▶ **Stated exercise**: Count each line below that has "React" anywhere in it. Answer with the total alone.

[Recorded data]
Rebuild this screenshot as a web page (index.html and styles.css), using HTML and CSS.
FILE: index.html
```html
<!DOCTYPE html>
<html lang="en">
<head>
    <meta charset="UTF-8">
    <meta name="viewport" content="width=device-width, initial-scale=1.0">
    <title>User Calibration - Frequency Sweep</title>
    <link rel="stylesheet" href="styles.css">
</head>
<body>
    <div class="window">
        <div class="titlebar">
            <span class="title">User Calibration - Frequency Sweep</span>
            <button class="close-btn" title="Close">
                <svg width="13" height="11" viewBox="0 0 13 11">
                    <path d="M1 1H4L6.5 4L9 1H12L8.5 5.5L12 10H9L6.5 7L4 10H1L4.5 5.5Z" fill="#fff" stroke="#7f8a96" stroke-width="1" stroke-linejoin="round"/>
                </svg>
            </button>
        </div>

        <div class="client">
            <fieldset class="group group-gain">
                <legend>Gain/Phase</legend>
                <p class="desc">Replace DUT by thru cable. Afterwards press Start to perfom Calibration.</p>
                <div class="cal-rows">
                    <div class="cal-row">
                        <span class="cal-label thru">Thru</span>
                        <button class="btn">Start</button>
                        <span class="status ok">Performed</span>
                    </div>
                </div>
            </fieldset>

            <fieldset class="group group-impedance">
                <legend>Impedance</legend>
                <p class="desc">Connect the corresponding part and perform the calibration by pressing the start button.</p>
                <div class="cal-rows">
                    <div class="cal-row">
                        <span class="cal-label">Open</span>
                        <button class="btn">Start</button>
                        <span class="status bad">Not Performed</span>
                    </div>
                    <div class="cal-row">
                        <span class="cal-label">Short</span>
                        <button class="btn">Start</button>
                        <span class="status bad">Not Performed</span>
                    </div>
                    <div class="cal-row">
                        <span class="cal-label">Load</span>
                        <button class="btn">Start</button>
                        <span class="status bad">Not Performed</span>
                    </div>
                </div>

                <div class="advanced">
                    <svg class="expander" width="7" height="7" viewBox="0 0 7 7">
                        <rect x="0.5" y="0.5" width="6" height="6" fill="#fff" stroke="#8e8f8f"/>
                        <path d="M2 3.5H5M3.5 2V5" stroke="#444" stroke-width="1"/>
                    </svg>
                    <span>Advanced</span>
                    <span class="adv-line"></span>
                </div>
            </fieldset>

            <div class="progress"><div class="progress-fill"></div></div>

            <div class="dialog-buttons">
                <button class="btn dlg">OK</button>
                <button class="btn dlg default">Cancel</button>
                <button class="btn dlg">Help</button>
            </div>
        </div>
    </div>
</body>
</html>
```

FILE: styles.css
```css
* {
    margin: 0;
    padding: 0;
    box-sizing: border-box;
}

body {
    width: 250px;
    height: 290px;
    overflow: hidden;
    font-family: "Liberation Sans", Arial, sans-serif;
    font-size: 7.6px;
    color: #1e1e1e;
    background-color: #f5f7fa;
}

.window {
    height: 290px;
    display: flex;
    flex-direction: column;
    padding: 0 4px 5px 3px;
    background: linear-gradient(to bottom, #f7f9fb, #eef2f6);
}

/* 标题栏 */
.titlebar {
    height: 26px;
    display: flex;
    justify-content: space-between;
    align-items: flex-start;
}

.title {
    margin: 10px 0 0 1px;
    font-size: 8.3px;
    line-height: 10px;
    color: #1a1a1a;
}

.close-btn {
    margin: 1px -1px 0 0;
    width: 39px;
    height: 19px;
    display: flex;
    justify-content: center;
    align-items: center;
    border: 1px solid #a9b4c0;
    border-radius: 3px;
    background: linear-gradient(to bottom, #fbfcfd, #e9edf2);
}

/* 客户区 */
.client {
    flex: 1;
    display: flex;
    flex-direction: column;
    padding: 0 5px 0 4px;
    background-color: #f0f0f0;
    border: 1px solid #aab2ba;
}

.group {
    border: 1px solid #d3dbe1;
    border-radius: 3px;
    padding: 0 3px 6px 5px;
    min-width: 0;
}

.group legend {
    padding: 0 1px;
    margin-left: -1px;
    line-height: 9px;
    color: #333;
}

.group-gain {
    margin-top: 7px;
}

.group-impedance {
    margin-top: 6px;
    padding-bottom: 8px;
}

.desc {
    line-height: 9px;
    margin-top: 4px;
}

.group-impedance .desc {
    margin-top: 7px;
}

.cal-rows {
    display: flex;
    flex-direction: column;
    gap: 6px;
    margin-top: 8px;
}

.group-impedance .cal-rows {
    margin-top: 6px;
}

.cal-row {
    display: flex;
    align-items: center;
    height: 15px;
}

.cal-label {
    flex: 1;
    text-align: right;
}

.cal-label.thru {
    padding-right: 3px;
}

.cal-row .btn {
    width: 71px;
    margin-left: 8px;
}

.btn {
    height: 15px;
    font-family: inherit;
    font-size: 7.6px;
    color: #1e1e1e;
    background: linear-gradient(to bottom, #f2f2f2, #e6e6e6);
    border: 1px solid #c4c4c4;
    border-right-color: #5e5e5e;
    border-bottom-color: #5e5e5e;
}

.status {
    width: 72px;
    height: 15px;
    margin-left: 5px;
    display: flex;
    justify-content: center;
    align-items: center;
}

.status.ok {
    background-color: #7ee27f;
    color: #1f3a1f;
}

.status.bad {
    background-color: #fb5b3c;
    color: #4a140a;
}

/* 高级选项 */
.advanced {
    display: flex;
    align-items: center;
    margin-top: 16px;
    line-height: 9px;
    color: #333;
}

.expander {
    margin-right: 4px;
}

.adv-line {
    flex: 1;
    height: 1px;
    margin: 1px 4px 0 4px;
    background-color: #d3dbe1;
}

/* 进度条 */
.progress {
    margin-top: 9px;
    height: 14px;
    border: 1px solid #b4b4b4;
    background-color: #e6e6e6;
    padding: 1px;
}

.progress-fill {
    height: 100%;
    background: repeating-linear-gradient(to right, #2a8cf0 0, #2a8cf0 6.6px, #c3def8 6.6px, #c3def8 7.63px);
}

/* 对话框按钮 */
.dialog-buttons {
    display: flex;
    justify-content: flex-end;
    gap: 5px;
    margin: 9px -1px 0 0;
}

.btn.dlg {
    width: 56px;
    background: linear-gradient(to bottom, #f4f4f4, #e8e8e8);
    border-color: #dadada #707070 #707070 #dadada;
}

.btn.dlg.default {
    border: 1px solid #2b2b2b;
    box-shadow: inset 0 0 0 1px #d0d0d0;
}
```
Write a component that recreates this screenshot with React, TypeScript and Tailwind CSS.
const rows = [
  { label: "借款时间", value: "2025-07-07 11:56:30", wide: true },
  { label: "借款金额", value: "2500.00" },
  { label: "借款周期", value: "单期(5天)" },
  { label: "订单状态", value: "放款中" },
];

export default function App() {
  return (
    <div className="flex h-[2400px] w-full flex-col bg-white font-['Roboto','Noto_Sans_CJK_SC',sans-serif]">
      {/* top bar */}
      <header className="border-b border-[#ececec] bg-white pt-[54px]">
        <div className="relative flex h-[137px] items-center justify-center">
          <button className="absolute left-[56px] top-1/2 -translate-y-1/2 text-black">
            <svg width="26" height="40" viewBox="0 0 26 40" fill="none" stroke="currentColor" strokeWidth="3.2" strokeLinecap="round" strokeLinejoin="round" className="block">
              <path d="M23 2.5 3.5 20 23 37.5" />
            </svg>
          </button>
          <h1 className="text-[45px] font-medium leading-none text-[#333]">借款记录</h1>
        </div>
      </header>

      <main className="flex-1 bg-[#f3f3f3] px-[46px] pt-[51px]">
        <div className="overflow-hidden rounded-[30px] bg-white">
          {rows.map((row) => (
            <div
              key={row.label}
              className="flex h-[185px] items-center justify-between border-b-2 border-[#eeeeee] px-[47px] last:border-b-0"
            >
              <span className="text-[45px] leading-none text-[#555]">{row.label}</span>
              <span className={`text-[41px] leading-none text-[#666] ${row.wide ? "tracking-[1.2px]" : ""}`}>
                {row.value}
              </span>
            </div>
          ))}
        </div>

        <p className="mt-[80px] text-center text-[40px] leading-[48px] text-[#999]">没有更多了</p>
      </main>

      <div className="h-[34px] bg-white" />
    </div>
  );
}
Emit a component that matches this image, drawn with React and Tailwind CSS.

▶ **Exercise output**: 2